Microstructural Evolution during Friction Stir Spot Welding of AZ31 and Its Effect on the Corrosion Resistance of the Joint

Monday, 29 May 2017: 10:40
Grand Salon D - Section 22 (Hilton New Orleans Riverside)
Y. Savguira, T. H. North, and S. J. Thorpe (University of Toronto)
In recent years, the corrosion resistance of friction stir spot welds made in magnesium alloys has been the focus of many research projects. Previous reports documented the cathodic behavior of the stir zone (SZ) with respect to the base material, causing increased localized corrosion in the region adjacent to the weld, which is known as the thermo-mechanically affected zone (TMAZ).1,2 While the electrochemical interaction between the SZ and the base metal have been thoroughly studied, the cause for the ennoblement of the weld nugget remains largely unknown. Various studies suggested that the microstructural evolution occurring during the welding process was responsible for the increased corrosion resistance of the stir zone, but the specific contribution from each microstructural feature has not been examined. The present study examines the effect of several microstructural features that are altered during the welding process, ultimately determining their individual contribution to the overall effect on the corrosion characteristics of the joint. Specifically, this investigation examines the effect of (i) residual stress, (ii) grain size and orientation, and (iii) second phase precipitation on the corrosion behavior of FSSW in magnesium alloys.

The effect of microstructural variation on the corrosion resistance properties of the stir zone has been evaluated through characterization and electrochemical testing. The corrosion potential and current of the stir zone were determined using microcapillary polarization in 0.1M NaClO4, a localized electrochemical technique developed in previous work.2 Changes in grain size and orientation were monitored through electron back scattered diffraction (EBSD). The effect of residual stress was examined through a series of stress relieving heat treatments.

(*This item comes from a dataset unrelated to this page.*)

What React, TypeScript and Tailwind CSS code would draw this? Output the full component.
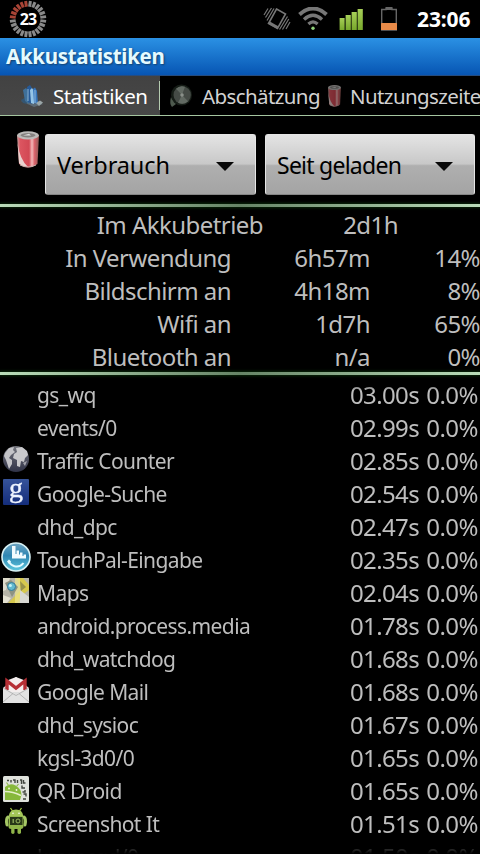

Finally, the effect of second phase particles was investigated by electron microscopy (EM) and nuclear magnetic resonance (NMR).

The effect of friction stir spot welding on the microstructure and electrochemical properties of AZ31 is summarized in table I. Each microstructural change was found to have a unique effect on the electrochemical properties of the stir zone region. The relatively small changes in grain size and residual stress induced by the welding operation have been shown to have negligible effects on the corrosion behaviour of the weld nugget.3 Investigation of the grain orientation revealed weaker basal texture in the stir zone than in the base metal. As a result, changes in grain orientation were found to be responsible for the reduction in the corrosion potential and current of the stir zone. Changes in the size and presence of second phase precipitates (Mg-Al and Al-Mn intermetallics) were determined to be the most dominant factor determining the electrochemical properties of the stir zone. Dissolution of these intermetallics eliminated the harmful microgalvanic cells formed between the particles and the surrounding matrix, as well as increased the overall aluminum content in the α-Mg matrix. Ongoing work is focused on producing a model that correlates the welding parameters to the microstructural features present in the SZ region and its subsequent electrochemical properties.


  1. A. James, T. H. North and S. J. Thorpe, ECS Transactions, 41, 25 (2012).
  2. Y. Savguira, T. H. North and S. J. Thorpe, Materials and Corrosion, 65, 11 (2014).
  3. Y. Savguira, T. H. North and S. J. Thorpe, Materials and Corrosion, 67, 10 (2016).